→ Description of the task: Filter the listing below, copying every line in which the word "components" appears.

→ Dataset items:
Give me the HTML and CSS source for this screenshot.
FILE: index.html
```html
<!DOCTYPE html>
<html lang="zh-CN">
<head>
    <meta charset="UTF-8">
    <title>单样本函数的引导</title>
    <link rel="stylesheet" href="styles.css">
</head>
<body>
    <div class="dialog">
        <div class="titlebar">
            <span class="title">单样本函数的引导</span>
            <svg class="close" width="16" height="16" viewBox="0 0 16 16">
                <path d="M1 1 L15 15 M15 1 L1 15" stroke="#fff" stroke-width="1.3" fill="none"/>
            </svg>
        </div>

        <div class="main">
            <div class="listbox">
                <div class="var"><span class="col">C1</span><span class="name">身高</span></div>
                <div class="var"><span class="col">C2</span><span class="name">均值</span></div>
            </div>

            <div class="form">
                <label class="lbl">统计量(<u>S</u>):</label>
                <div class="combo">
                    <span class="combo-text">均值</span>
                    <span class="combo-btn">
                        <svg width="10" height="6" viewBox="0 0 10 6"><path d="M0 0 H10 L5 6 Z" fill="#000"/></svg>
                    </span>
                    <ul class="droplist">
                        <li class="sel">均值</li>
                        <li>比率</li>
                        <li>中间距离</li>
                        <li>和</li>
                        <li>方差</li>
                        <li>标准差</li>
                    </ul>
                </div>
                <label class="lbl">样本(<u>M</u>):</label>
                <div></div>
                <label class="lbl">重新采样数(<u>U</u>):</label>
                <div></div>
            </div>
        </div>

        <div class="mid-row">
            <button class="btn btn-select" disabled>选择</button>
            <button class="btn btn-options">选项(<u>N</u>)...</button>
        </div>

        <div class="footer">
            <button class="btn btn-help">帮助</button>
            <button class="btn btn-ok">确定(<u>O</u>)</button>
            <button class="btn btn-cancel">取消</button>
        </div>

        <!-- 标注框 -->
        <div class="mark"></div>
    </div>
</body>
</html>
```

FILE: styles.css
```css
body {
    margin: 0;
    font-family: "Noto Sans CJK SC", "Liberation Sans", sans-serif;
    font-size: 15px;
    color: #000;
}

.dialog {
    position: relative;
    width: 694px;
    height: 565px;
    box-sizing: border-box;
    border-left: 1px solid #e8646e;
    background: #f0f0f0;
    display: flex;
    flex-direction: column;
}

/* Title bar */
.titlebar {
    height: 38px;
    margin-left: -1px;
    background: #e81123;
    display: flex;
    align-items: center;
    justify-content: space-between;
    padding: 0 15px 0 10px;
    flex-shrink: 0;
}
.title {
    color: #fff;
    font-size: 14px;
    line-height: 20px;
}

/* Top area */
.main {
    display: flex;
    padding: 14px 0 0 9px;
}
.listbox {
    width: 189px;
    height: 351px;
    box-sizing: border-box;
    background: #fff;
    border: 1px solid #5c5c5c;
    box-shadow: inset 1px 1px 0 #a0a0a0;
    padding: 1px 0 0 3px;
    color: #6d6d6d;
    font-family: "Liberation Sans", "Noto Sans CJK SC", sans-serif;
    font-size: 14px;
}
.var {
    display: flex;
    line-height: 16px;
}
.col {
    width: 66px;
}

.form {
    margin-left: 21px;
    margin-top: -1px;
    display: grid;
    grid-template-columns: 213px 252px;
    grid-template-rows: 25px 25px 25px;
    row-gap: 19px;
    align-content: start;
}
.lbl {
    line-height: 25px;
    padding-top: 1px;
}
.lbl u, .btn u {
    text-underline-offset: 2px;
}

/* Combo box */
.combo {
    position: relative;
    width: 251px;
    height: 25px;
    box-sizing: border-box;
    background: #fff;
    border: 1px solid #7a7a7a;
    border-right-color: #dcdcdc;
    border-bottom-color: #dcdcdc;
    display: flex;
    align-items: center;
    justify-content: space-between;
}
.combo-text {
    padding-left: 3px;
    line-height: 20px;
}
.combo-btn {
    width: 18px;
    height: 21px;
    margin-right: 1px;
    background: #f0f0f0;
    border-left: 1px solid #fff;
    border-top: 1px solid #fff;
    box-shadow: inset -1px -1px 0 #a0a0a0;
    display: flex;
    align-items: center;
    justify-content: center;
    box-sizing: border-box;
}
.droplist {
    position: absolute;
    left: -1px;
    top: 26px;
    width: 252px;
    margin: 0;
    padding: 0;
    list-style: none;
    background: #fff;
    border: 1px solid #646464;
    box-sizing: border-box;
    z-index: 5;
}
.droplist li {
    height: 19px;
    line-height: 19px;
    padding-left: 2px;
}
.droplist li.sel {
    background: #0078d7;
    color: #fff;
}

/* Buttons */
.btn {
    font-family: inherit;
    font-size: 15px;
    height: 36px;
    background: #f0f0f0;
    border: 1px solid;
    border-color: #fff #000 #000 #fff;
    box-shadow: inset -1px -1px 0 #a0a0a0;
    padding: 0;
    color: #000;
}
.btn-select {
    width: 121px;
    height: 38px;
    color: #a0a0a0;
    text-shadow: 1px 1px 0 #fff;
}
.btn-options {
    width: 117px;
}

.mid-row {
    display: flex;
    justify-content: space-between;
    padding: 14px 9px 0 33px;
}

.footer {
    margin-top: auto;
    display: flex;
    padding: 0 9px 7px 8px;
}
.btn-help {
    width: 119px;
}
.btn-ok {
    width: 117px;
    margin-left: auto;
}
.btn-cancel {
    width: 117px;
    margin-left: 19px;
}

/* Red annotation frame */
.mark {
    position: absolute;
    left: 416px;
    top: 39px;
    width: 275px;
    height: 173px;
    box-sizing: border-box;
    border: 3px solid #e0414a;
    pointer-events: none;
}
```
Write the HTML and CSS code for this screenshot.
---
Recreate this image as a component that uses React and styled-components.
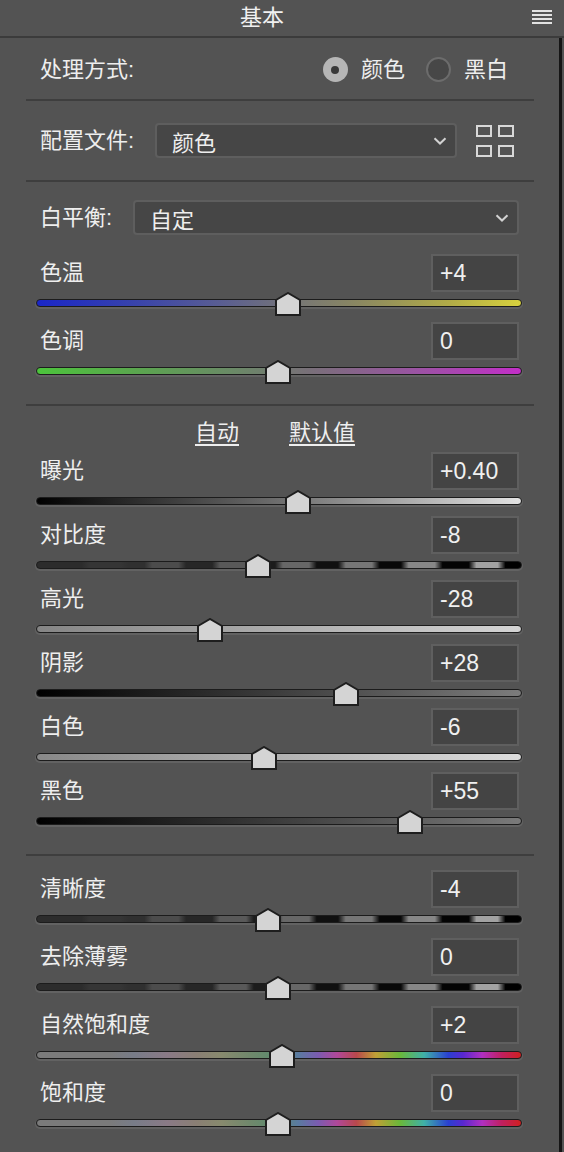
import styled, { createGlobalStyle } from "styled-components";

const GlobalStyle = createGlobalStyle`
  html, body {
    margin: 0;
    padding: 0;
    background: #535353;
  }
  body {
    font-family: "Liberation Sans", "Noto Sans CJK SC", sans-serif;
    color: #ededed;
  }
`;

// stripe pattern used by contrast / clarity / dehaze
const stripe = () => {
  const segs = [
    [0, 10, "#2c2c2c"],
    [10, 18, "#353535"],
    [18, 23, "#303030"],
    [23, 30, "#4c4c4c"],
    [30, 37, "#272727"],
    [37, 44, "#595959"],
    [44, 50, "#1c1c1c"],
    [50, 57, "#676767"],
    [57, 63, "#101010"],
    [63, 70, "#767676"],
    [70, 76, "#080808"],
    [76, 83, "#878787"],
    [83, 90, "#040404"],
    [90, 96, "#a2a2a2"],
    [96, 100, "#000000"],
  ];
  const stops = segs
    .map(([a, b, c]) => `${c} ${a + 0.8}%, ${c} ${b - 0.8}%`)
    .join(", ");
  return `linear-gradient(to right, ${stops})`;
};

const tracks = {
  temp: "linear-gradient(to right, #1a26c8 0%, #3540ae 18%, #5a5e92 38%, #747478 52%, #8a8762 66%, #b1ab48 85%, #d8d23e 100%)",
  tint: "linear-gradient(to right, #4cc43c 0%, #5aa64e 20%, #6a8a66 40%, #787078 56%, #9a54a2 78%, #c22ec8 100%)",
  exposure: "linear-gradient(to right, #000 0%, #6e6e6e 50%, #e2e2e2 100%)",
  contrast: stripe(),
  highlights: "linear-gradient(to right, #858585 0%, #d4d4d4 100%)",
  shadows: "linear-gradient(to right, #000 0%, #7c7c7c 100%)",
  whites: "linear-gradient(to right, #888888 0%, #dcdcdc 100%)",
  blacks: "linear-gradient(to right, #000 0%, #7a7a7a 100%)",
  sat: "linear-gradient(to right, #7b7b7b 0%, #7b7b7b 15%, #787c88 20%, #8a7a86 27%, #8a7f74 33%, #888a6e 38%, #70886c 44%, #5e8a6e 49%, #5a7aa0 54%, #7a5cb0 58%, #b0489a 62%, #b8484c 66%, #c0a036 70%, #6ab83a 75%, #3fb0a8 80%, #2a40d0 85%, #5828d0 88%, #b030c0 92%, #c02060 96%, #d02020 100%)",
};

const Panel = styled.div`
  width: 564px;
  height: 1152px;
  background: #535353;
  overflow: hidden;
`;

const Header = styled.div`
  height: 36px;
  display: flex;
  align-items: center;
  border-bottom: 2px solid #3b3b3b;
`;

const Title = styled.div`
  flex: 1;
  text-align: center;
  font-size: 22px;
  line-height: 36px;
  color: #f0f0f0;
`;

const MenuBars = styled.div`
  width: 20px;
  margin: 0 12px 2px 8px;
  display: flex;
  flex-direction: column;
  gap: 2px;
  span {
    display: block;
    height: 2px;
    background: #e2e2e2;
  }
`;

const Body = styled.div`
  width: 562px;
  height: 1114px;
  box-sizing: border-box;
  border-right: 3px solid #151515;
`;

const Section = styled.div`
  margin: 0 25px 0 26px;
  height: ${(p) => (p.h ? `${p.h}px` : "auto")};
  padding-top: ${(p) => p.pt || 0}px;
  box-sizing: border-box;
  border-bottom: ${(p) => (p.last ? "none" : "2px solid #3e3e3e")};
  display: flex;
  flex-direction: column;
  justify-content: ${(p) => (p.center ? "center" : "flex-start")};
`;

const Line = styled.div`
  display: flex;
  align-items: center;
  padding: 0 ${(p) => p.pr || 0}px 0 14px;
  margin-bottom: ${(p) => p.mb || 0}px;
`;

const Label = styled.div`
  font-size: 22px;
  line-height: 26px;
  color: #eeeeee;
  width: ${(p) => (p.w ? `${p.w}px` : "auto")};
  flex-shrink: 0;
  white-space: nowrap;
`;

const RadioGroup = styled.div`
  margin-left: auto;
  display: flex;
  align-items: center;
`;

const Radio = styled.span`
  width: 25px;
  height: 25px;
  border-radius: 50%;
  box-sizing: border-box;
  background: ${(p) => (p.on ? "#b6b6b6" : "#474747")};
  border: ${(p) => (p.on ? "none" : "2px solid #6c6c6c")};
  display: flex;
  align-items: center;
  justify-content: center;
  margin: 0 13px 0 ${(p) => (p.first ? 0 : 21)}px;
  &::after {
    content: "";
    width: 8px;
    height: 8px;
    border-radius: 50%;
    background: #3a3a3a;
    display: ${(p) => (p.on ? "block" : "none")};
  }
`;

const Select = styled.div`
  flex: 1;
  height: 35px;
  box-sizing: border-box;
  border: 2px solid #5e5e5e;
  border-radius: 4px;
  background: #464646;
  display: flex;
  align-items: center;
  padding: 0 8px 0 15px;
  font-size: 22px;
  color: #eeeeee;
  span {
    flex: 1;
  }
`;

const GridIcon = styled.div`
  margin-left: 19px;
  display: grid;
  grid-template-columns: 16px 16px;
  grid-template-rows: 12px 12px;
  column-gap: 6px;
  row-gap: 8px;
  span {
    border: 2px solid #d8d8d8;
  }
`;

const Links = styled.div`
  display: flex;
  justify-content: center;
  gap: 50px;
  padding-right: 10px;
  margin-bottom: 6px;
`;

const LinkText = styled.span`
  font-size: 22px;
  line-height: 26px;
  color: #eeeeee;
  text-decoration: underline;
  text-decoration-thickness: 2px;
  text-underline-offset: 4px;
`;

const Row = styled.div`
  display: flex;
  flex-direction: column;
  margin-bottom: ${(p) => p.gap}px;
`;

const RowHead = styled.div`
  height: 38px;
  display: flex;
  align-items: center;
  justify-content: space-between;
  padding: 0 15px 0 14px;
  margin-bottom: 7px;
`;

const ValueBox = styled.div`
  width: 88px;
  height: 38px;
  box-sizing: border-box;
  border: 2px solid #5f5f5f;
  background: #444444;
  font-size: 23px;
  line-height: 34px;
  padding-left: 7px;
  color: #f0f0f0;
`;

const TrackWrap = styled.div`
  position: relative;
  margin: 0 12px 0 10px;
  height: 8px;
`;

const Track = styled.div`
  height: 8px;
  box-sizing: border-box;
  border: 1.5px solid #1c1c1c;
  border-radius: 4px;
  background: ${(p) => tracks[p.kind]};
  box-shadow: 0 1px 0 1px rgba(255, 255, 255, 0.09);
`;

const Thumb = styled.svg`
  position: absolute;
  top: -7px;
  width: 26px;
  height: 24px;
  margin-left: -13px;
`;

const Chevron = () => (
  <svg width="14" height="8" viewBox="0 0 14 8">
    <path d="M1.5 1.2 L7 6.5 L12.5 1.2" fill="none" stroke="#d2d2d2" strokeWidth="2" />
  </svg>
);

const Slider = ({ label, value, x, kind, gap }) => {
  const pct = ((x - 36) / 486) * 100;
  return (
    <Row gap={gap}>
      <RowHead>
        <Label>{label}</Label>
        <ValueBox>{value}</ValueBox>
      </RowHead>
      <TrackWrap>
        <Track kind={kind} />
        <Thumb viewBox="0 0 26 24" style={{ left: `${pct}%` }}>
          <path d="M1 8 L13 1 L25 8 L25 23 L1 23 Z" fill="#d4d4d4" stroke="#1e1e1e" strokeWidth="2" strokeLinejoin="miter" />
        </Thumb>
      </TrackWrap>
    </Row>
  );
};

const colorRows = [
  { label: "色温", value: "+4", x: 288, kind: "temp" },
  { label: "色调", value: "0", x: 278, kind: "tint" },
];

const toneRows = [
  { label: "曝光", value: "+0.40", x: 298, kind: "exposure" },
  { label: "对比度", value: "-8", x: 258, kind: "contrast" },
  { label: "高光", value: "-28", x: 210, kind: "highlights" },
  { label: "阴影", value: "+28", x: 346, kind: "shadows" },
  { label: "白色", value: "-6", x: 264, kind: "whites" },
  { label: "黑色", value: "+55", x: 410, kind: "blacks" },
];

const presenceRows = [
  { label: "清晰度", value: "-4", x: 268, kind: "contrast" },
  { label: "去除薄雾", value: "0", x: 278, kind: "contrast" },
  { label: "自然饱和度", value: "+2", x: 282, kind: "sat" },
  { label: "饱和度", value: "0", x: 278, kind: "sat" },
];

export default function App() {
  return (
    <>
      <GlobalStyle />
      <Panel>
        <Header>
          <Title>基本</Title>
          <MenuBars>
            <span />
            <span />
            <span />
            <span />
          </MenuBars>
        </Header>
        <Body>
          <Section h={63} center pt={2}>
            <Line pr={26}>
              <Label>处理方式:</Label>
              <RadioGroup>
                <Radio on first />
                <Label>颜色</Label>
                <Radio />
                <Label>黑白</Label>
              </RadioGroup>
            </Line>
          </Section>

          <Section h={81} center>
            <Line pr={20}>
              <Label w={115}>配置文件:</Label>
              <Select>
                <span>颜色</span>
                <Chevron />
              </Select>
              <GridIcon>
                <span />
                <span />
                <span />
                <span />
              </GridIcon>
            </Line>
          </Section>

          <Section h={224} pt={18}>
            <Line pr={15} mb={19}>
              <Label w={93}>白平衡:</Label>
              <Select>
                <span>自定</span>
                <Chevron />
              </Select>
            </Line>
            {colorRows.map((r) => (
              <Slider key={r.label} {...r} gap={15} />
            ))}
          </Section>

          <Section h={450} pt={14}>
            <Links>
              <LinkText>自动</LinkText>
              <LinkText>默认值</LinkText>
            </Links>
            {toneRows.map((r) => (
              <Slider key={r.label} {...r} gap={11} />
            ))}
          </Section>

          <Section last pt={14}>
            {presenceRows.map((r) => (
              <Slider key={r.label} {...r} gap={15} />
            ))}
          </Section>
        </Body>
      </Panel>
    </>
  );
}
* * *
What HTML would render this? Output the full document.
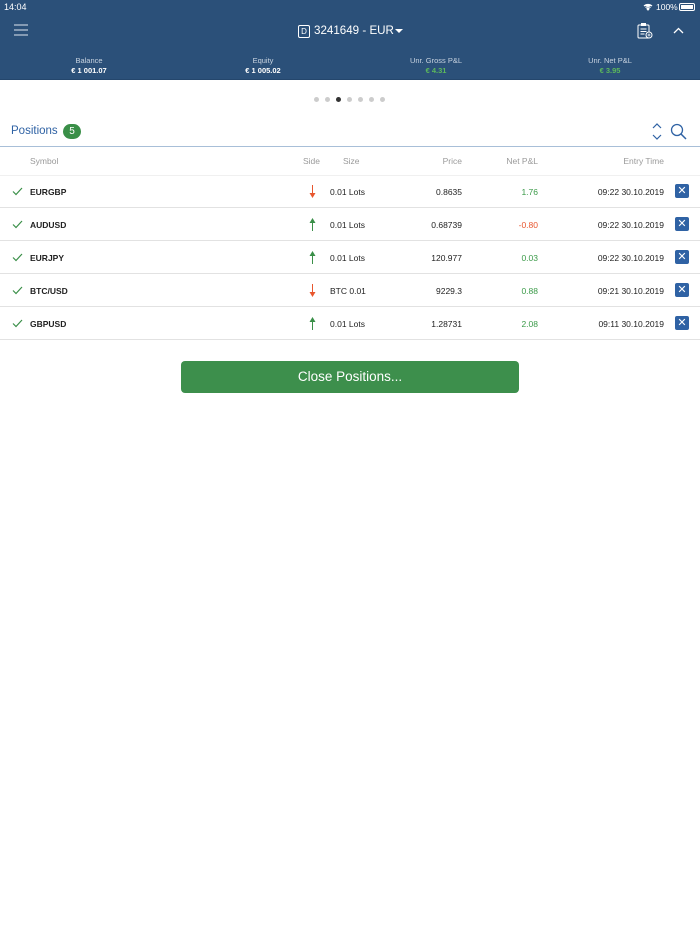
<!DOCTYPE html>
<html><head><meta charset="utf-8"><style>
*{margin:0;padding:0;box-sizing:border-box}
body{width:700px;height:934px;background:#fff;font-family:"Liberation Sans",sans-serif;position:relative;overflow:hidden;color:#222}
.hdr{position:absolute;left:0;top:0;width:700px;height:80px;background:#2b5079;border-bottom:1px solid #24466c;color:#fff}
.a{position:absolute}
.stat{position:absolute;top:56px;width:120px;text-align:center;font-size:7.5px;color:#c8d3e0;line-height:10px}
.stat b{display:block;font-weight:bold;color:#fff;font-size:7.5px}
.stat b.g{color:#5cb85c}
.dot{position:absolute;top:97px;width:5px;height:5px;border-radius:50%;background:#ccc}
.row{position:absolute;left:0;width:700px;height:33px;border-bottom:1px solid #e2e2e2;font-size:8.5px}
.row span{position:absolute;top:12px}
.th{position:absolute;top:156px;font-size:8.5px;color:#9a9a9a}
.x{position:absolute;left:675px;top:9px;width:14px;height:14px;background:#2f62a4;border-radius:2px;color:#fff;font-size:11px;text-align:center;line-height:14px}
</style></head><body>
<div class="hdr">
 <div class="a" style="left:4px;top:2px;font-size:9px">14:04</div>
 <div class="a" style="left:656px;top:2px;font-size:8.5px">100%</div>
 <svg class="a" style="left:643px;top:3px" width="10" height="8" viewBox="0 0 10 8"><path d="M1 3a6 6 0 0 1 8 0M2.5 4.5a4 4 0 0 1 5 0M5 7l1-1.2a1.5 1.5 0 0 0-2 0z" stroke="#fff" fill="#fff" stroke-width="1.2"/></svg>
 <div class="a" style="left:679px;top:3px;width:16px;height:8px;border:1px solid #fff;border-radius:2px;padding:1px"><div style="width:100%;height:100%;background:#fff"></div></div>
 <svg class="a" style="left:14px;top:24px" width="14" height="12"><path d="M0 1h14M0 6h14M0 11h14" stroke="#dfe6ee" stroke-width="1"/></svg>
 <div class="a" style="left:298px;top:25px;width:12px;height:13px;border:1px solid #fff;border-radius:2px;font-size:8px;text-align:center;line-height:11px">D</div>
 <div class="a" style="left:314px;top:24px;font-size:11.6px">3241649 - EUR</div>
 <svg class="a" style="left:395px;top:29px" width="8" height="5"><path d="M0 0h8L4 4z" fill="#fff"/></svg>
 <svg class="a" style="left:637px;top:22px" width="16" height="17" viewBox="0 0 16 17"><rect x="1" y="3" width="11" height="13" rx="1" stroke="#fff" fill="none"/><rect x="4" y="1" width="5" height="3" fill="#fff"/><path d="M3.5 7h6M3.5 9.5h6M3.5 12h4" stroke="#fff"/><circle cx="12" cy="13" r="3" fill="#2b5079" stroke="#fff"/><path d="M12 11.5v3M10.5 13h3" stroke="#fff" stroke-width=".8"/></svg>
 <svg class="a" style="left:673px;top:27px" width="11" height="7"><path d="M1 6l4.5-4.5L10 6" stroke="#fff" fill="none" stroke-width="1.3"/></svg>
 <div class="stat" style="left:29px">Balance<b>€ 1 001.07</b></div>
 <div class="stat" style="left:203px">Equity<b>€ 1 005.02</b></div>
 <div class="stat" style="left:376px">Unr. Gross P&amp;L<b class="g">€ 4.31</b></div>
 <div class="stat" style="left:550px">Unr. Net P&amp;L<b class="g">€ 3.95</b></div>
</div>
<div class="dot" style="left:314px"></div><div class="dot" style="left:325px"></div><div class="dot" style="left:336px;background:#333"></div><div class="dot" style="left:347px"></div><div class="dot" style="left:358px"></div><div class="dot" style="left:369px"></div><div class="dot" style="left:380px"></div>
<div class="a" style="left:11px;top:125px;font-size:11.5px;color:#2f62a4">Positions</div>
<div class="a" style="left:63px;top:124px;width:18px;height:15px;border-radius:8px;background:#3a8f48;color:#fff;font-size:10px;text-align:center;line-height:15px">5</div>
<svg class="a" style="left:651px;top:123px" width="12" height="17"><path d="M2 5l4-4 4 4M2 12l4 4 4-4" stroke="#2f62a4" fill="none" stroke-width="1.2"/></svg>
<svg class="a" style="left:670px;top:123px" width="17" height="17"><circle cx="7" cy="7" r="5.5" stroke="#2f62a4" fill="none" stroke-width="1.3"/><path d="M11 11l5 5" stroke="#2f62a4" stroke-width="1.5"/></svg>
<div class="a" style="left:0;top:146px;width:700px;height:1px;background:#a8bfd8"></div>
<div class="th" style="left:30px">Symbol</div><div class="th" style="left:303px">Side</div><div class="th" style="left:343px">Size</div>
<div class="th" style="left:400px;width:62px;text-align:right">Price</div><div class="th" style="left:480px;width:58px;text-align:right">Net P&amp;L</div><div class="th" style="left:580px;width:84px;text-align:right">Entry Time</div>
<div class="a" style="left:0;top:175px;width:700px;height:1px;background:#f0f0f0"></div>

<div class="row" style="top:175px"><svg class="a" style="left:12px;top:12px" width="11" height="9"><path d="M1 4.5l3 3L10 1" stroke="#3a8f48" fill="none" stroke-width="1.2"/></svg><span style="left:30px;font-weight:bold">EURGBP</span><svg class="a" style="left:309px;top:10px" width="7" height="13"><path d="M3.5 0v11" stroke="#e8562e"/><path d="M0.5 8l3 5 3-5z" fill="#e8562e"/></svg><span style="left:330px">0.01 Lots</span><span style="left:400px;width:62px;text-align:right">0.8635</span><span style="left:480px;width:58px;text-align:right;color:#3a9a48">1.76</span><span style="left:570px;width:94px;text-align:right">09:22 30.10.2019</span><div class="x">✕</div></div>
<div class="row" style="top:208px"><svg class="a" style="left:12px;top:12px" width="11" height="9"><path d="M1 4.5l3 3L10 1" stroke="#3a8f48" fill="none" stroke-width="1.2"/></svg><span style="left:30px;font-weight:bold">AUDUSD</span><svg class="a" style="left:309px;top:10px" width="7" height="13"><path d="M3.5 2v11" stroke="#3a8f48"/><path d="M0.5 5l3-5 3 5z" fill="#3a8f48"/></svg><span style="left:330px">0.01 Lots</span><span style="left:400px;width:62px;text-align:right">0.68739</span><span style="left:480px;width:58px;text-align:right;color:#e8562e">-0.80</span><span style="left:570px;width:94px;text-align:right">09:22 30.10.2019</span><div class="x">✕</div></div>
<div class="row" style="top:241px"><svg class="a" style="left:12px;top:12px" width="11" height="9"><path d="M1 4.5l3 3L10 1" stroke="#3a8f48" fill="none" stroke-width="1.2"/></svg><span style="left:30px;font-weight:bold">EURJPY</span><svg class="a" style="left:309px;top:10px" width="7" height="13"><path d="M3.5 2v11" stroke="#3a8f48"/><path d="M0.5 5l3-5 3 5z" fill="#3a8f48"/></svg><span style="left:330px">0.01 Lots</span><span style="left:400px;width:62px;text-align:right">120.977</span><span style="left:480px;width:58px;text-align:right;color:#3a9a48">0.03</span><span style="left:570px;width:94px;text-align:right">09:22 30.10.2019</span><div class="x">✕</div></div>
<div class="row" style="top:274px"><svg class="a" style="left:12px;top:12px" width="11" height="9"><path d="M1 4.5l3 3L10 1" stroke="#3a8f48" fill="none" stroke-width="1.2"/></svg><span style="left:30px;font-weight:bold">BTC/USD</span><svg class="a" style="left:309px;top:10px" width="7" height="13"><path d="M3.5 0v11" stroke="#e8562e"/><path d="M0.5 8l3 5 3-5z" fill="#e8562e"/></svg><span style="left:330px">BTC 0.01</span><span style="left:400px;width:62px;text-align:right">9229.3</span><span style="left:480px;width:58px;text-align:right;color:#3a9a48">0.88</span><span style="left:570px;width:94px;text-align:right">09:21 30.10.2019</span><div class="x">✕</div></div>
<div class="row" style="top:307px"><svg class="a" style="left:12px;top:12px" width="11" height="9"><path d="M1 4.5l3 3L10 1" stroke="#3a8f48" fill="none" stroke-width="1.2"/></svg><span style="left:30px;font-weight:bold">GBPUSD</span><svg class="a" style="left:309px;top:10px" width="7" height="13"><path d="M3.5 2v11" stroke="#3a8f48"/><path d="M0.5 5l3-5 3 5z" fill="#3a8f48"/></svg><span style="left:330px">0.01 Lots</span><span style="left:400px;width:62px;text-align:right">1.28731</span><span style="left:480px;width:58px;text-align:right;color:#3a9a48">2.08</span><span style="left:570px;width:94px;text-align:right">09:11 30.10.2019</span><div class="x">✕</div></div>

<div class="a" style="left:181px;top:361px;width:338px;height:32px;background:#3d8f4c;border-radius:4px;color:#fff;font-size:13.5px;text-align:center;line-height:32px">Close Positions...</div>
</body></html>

→ Output for this task:
Recreate this image as a component that uses React and styled-components.
import styled, { createGlobalStyle } from "styled-components";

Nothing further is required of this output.